Small businesses in Northern Kentucky have found new life in the movie industry

Production crews like to use local companies

Joy Galbraith can rattle off at least seven movies made in Cincinnati, Northern Kentucky and Columbus where her costume expertise made her money.

Galbraith, owner of the Costume Gallery in Newport, is one of the small Northern Kentucky business owners continuing to draw in cash from the region's film industry. It's made a big difference in her bottom line.

She's not alone. Movie industry crews seek local businesses to help with production, from costumes to embroidery to towing cars to the restaurants where the stars and crews eat their meals.

"It’s an influx of income that gives you a boost," Galbraith said.

And union wages are a boon to her company.

Joy Galbraith, owner of the Costume Gallery in Newport, got to spend time with Arnold Schwarzenegger on a movie set in Columbus. (Photo provided by Joy Galbraith, Costume Gallery)
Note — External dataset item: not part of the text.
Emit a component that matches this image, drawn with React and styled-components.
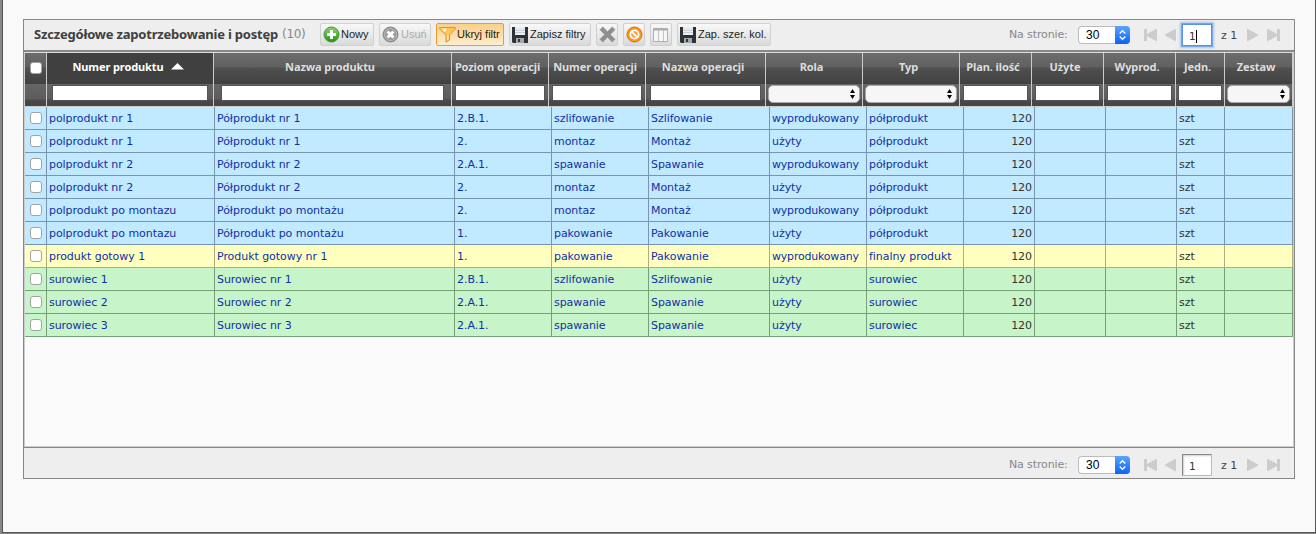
import React from "react";
import styled, { createGlobalStyle, css } from "styled-components";

const Global = createGlobalStyle`
  *, *::before, *::after { box-sizing: border-box; }
  html, body { margin: 0; padding: 0; }
  body { background: #888; font-family: "DejaVu Sans", sans-serif; font-size: 11px; overflow: hidden; }
`;

const Window = styled.div`
  box-sizing: content-box;
  width: 1292px;
  height: 513px;
  margin-left: 2px;
  padding: 19px 0 0 20px;
  border: solid #555;
  border-width: 0 1px 1px;
  background: #f9f9f9;
`;

const Panel = styled.section`
  display: flex;
  flex-direction: column;
  width: 1272px;
  height: 460px;
  border: 1px solid #888;
  background: #eee;
`;

const Toolbar = styled.header`
  display: flex;
  align-items: flex-start;
  height: 32px;
  padding: 3px 0 0 10px;
  border-bottom: 2px solid #888;
`;

const Title = styled.h1`
  width: 248px;
  margin: 0;
  font: bold 13px/22px "Noto Sans", sans-serif;
  letter-spacing: -0.2px;
  color: #404040;
  white-space: nowrap;
`;

const Count = styled.span`
  width: 38px;
  font-size: 12px;
  line-height: 22px;
  letter-spacing: -0.3px;
  color: #888;
`;

const Button = styled.button`
  display: flex;
  align-items: center;
  width: ${(p) => p.$width}px;
  height: 23px;
  margin: 0 5px 0 0;
  padding: 0 0 1px 2px;
  gap: ${(p) => p.$gap ?? 1}px;
  border: 1px solid #d0d0d0;
  border-radius: 2px;
  background: linear-gradient(#f8f8f8, #e9e9e9 50%, #dadada);
  font: 11px "Liberation Sans", sans-serif;
  color: ${(p) => (p.$disabled ? "#aaa" : "#222")};
  white-space: nowrap;
  svg { flex: none; display: block; margin-top: 1px; }
  ${(p) => p.$active && css`
    border-color: #f19a24;
    background: linear-gradient(#fbd08b, #fddda7 50%, #feedcf);
  `}
`;

const Pager = styled.div`
  display: flex;
  align-items: center;
  height: 24px;
  margin-left: auto;
  padding-right: 14px;
  color: #888;
  white-space: nowrap;
`;

const PagerLabel = styled.span`
  width: 69px;
  line-height: 16px;
  letter-spacing: -0.12px;
`;

const PageSize = styled.div`
  display: flex;
  width: 52px;
  height: 18px;
  margin-right: 14px;
  padding-left: 7px;
  justify-content: space-between;
  border: 1px solid #bbb;
  border-right: 0;
  border-radius: 4px;
  background: #fff;
  color: #000;
  font: 12px/16px "Liberation Sans", sans-serif;
  svg { display: block; margin: -1px 0; }
`;

const PageInput = styled.div`
  width: 30px;
  height: 22px;
  margin: 0 9px 0 5px;
  padding-left: 6px;
  border: 1px solid #888;
  border-right-color: #bbb;
  border-bottom-color: #bbb;
  background: #fff;
  box-shadow: inset 1px 1px 2px #ccc;
  color: #333;
  font-size: 10.5px;
  line-height: 22px;
  ${(p) => p.$focused && css`
    border-color: #5e93e0;
    box-shadow: 0 0 0 1px #78a7e8, 0 0 2px 2px #a9c6f0;
    &::after {
      content: "";
      display: inline-block;
      width: 1px;
      height: 13px;
      background: #000;
      vertical-align: -3px;
    }
  `}
`;

const PageTotal = styled.span`
  width: 25px;
  color: #444;
`;

const Arrow = styled.svg`
  display: block;
  margin-right: ${(p) => p.$gap || 0}px;
  fill: #ccc;
`;

const Grid = styled.div`
  flex: 1;
  border: 1px solid #ccc;
  border-top-color: #ddd;
  background: #fbfbfb;
`;

const HeadRow = styled.div`
  display: grid;
  grid-template-columns: 22px 167px 238px 97px 97px 120px 97px 97px 72px 72px 72px 49px 68px;
  height: 54px;
  border-bottom: 1px solid #ccc;
`;

const HeadCell = styled.div`
  display: flex;
  flex-direction: column;
  border-right: 1px solid #ccc;
  background: linear-gradient(#666, #5c5c5c 70%, #494949 71%, #464646) 0 31px / 100% 22px no-repeat,
    linear-gradient(#6c6c6c, #606060 14px, #505050 15px, #414141 31px);
`;

const HeadLabel = styled.div`
  display: flex;
  justify-content: center;
  align-items: center;
  gap: 7px;
  height: 31px;
  padding: 0 ${(p) => p.$shift}px 4px 0;
  font: bold 11px "Noto Sans", sans-serif;
  letter-spacing: -0.1px;
  color: ${(p) => (p.$sorted ? "#fff" : "#ddd")};
  background: ${(p) => (p.$sorted ? "#404040" : "none")};
  white-space: nowrap;
`;

const FilterInput = styled.div`
  height: 16px;
  margin: 1px ${(p) => p.$side}px 0;
  border: 1px solid #555;
  background: #fff;
`;

const FilterSelect = styled.div`
  display: flex;
  justify-content: flex-end;
  align-items: center;
  height: 18px;
  margin: 1px 2px 0;
  padding-right: 4px;
  border: 1px solid #a6a6a6;
  border-radius: 5px;
  background: #f6f6f6;
`;

const Check = styled.span`
  display: block;
  width: 12px;
  height: 12px;
  margin: ${(p) => (p.$head ? "9px 0 0 5px" : "5px 0 0 5px")};
  border: 1px solid #a2a2a2;
  border-radius: 3px;
  background: #fff;
`;

const rowColors = {
  blue: ["#c1e9ff", "#7596ae"],
  yellow: ["#ffffbf", "#aeae7c"],
  green: ["#c7f4c8", "#76a078"],
};

const Row = styled.div`
  display: grid;
  grid-template-columns: 22px 168px 240px 97px 97px 121px 97px 97px 71px 71px 71px 48px 68px;
  grid-template-rows: 23px;
  height: 23px;
  background: ${(p) => rowColors[p.$tone][0]};
  > * {
    border: solid ${(p) => rowColors[p.$tone][1]};
    border-width: 0 1px 1px 0;
  }
`;

const Cell = styled.div`
  padding: 1px 2px 0;
  line-height: 22px;
  letter-spacing: ${(p) => (p.$tight ? "-0.2px" : "-0.05px")};
  text-align: ${(p) => (p.$right ? "right" : "left")};
  color: ${(p) => (p.$plain ? "#333" : "#1030a8")};
  white-space: nowrap;
`;

const Footer = styled.footer`
  display: flex;
  height: 31px;
  padding-top: 5px;
  border-top: 1px solid #888;
`;

const AddIcon = () => (
  <svg width="17" height="17" viewBox="0 0 17 17">
    <defs><linearGradient id="add" x2="0" y2="1"><stop stopColor="#8bd36c" /><stop offset="1" stopColor="#239512" /></linearGradient></defs>
    <circle cx="8.500" cy="8.500" r="7.500" fill="url(#add)" stroke="#3d9b29" />
    <path d="M8.500 4v9M4 8.500h9" stroke="#fff" strokeWidth="3" />
  </svg>
);
const DeleteIcon = () => (
  <svg width="17" height="17" viewBox="0 0 17 17">
    <circle cx="8.500" cy="8.500" r="7.500" fill="#989898" stroke="#858585" />
    <circle cx="8.500" cy="8.500" r="6" fill="none" stroke="#bbb" />
    <path d="M5.500 5.500l6 6M11.500 5.500l-6 6" stroke="#fff" strokeWidth="3" />
  </svg>
);
const FunnelIcon = () => (
  <svg width="17" height="17" viewBox="0 0 17 17">
    <path d="M.7 1.500h15.600v1.500L10.500 9v5L7 16.200V9L.7 3z" fill="#f7c75a" stroke="#c99a4a" />
    <path d="M2 2.500h6L6 6.500z" fill="#ffedb8" />
    <path d="M8 9h1.500v4.500L8 14.500z" fill="#ffe9b0" />
  </svg>
);
const SaveIcon = () => (
  <svg width="16" height="16" viewBox="0 0 16 16">
    <path d="M0 0h16v16H1L0 15z" fill="#2e3138" />
    <path d="M3 0h10v8H3z" fill="#e9eef3" />
    <path d="M3 3h10M3 5.500h10" stroke="#c6ced6" />
    <path d="M4 11h8v5H4z" fill="#a5a8ab" />
    <path d="M6 12h2v3H6z" fill="#34373c" />
  </svg>
);
const ClearIcon = () => (
  <svg width="17" height="17" viewBox="0 0 17 17">
    <path d="M.8 3.800L3.800.8l4.700 4.700L13.200.8l3 3-4.700 4.700 4.700 4.700-3 3-4.700-4.700-4.700 4.700-3-3 4.700-4.700z" fill="#8f8f8f" stroke="#aaa" strokeWidth=".7" />
  </svg>
);
const BlockIcon = () => (
  <svg width="17" height="17" viewBox="0 0 17 17">
    <circle cx="8.500" cy="8.500" r="7.500" fill="#f59a1c" stroke="#dc6f10" />
    <circle cx="8.500" cy="8.500" r="4.200" fill="#f5a33d" stroke="#fff" strokeWidth="1.700" />
    <path d="M5.700 5.700l5.600 5.600" stroke="#fff" strokeWidth="1.700" />
  </svg>
);
const ColumnsIcon = () => (
  <svg width="15" height="14" viewBox="0 0 15 14">
    <path d="M.5.5h14v13H.5z" fill="#f5f5f5" stroke="#b0b0b0" />
    <path d="M1 1.500h13" stroke="#aaa" strokeWidth="2" />
    <path d="M5.500 2v11M10.500 2v11" stroke="#c2c2c2" />
  </svg>
);

const Steppers = () => (
  <svg width="15" height="18" viewBox="0 0 15 18">
    <defs><linearGradient id="step" x2="0" y2="1"><stop stopColor="#5ba5fb" /><stop offset="1" stopColor="#0c62f8" /></linearGradient></defs>
    <path d="M0 0h11q4 0 4 4v10q0 4-4 4H0z" fill="url(#step)" />
    <path d="M4.700 7.500L7.500 4.700 10.300 7.500M4.700 10.500l2.800 2.800 2.800-2.800" fill="none" stroke="#fff" strokeWidth="1.300" />
  </svg>
);

function Paging({ focused }) {
  return (
    <Pager>
      <PagerLabel>Na stronie:</PagerLabel>
      <PageSize>30<Steppers /></PageSize>
      <Arrow width="13" height="12" $gap={8}><path d="M0 0h3v5l9-5h1v12h-1L3 7v5H0z" /></Arrow>
      <Arrow width="12" height="12"><path d="M11 0v12h-1L0 6.500v-1L10 0z" /></Arrow>
      <PageInput $focused={focused}>1</PageInput>
      <PageTotal>z 1</PageTotal>
      <Arrow width="12" height="12" $gap={9}><path d="M1 0v12h1l10-5.500v-1L2 0z" /></Arrow>
      <Arrow width="13" height="12"><path d="M0 0h1l9 5V0h3v12h-3V7l-9 5H0z" /></Arrow>
    </Pager>
  );
}

const columns = [
  { name: "Numer produktu", side: 5, shift: 4 },
  { name: "Nazwa produktu", side: 7, shift: 5 },
  { name: "Poziom operacji", side: 3, shift: 5 },
  { name: "Numer operacji", side: 3, shift: 4 },
  { name: "Nazwa operacji", side: 4, shift: 5 },
  { name: "Rola", shift: 5 },
  { name: "Typ", shift: 5 },
  { name: "Plan. ilość", side: 3, shift: 5 },
  { name: "Użyte", side: 3, shift: 5 },
  { name: "Wyprod.", side: 3, shift: 5 },
  { name: "Jedn.", side: 2, shift: 5 },
  { name: "Zestaw", shift: 5 },
];

const made = "wyprodukowany";
const used = "użyty";
const rows = [
  ["blue", "polprodukt nr 1", "Półprodukt nr 1", "2.B.1.", "szlifowanie", "Szlifowanie", made, "półprodukt"],
  ["blue", "polprodukt nr 1", "Półprodukt nr 1", "2.", "montaz", "Montaż", used, "półprodukt"],
  ["blue", "polprodukt nr 2", "Półprodukt nr 2", "2.A.1.", "spawanie", "Spawanie", made, "półprodukt"],
  ["blue", "polprodukt nr 2", "Półprodukt nr 2", "2.", "montaz", "Montaż", used, "półprodukt"],
  ["blue", "polprodukt po montazu", "Półprodukt po montażu", "2.", "montaz", "Montaż", made, "półprodukt"],
  ["blue", "polprodukt po montazu", "Półprodukt po montażu", "1.", "pakowanie", "Pakowanie", used, "półprodukt"],
  ["yellow", "produkt gotowy 1", "Produkt gotowy nr 1", "1.", "pakowanie", "Pakowanie", made, "finalny produkt"],
  ["green", "surowiec 1", "Surowiec nr 1", "2.B.1.", "szlifowanie", "Szlifowanie", used, "surowiec"],
  ["green", "surowiec 2", "Surowiec nr 2", "2.A.1.", "spawanie", "Spawanie", used, "surowiec"],
  ["green", "surowiec 3", "Surowiec nr 3", "2.A.1.", "spawanie", "Spawanie", used, "surowiec"],
];

export default function App() {
  return (
    <>
      <Global />
      <Window>
        <Panel>
          <Toolbar>
            <Title>Szczegółowe zapotrzebowanie i postęp</Title>
            <Count>(10)</Count>
            <Button $width={54}><AddIcon />Nowy</Button>
            <Button $width={52} $disabled $gap={2}><DeleteIcon />Usuń</Button>
            <Button $width={68} $active><FunnelIcon />Ukryj filtr</Button>
            <Button $width={82} $gap={2}><SaveIcon />Zapisz filtry</Button>
            <Button $width={22}><ClearIcon /></Button>
            <Button $width={22}><BlockIcon /></Button>
            <Button $width={22}><ColumnsIcon /></Button>
            <Button $width={94} $gap={2}><SaveIcon />Zap. szer. kol.</Button>
            <Paging focused />
          </Toolbar>
          <Grid>
            <HeadRow>
              <HeadCell><Check $head /></HeadCell>
              {columns.map(({ name, side, shift }, i) => (
                <HeadCell key={name}>
                  <HeadLabel $sorted={i === 0} $shift={shift}>
                    {name}
                    {i === 0 && <svg width="13" height="7"><path d="M0 6.500L6.500 0 13 6.500z" fill="#fff" /></svg>}
                  </HeadLabel>
                  {side ? <FilterInput $side={side} /> : (
                    <FilterSelect><svg width="5" height="10"><path d="M0 4L2.500 0 5 4zM0 6l2.500 4L5 6z" /></svg></FilterSelect>
                  )}
                </HeadCell>
              ))}
            </HeadRow>
            {rows.map(([tone, ...cells], i) => (
              <Row key={i} $tone={tone}>
                <div><Check /></div>
                {cells.map((text, j) => <Cell key={j} $tight={text === made}>{text}</Cell>)}
                <Cell $plain $right>120</Cell>
                <Cell />
                <Cell />
                <Cell $plain>szt</Cell>
                <Cell />
              </Row>
            ))}
          </Grid>
          <Footer><Paging /></Footer>
        </Panel>
      </Window>
    </>
  );
}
"Carol" was Galbraith’s first break into the business in 2014. In the following three years, she got a union card (and benefits), met a famous Hollywood costume designer and got a hug (and a selfie) from none other than Arnold Schwarzenegger. Since then, she has done everything from designing costumes to tailoring to being on set. She even taped a fake blood pouch, called a squib, under an actor’s shirt in preparation for a shooting scene.

Embroidery on the back of directors' chairs. Note the stars' names among the mix. (Photo provided by Ball Embroidery)

Galbraith also recommended Ball Embroidery when the production company for "Old Man and the Gun" wanted names and movie logos attached to the back of director chairs.

Since that recommendation, Jan Ball, owner of the Bellevue business, has embroidered upward of 75 director's chairs, some of which have been shipped across the country.

The prop manager for that movie continues to be a contact for them, she said. He told her that he might not remember the town, but he would remember her work.

"We have since done four more movies," said Ball. "It's pretty great to get the recognition."

Robert Redford's embroidered chair back in the embroidery machine. (Photo provided by Ball Embroidery)

Although they weren't invited to be on set, they did watch Robert Redford and others during filming in Newport from her other business, Albert's Uniforms, in Newport.

Bev Holiday, community liaison coordinator for Newport, said production companies like to go to small businesses because they know they can get approvals in a timely manner.

Galbraith credited the state tax incentives, which encourage companies to shop and use services in the state.

Holiday noted other Newport businesses that also have recently gotten work from the movie industry, including Fender's Wrecking Service, Hedgehog Signs, the Turn Vintage Warehouse and Monmouth Street Antique Gallery.

Holiday, who represents the city in helping movie companies make connections, said one company had to tow a car that wouldn't start. Later, they needed a tow for a scene in Covington and asked her to connect them with Fenders.

"Now, I know they'll use Fenders when they are in the area," she said.

And, although it's not long-term, trickle-down business includes eating at local restaurants, such as crew lunches at the Wooden Cask in Newport, late nights at the Anchor Grill in Covington (a favorite of Emilio Estevez) and a wrap party at Newberry Bros. Prohibition Bourbon Bar, said Kristen Erwin Schlotman, executive director of Film Cincinnati.

That wrap party for "Inconceivable" helped make a pretty good week for the Prohibition Bourbon Bar at Newberry Bros. last Halloween weekend, Kim Newberry said. It's a difference that is keeping the business open this Halloween weekend.

In Newberry's case, she and her husband, Peter Newberry, met one of the producers while at Mount Adams Bar & Grill in Cincinnati and got the party booked that way.

Marketing Northern Kentucky is part of Film Cincinnati's regional approach, Schlotman said. They are working to have more Kentucky members on the board. Schlotman also said local business leaders and government officials have helped make things happen across Northern Kentucky, from finding the right location for a scene to establishing connections.

Joy Galbraith's workroom during costume production. (Photo provided by Joy Galbraith, Costume Gallery)

Business folks say it's fun, but there's hard work as well -- and short turnarounds. Galbraith said one of her most challenging costumes was replicating a Chanel couture suit from the 1980s for "Surviving Compton." The detailed tailoring, wide shoulders and limited timeframe was tough, she said. She also took a current men's suit and restyled it into rockabilly style for the "Old Man and the Gun."

"They wanted it in 24 hours," she said. "That was the most difficult."

As for Galbraith's friendship with Schwarzenegger?

"He was really nice," she said. "We had long conversations about Austria and the woolen coats they make. And he ate with the crew."

He's the one who asked for the selfie, she said, and he called her one of the hardest workers he knew.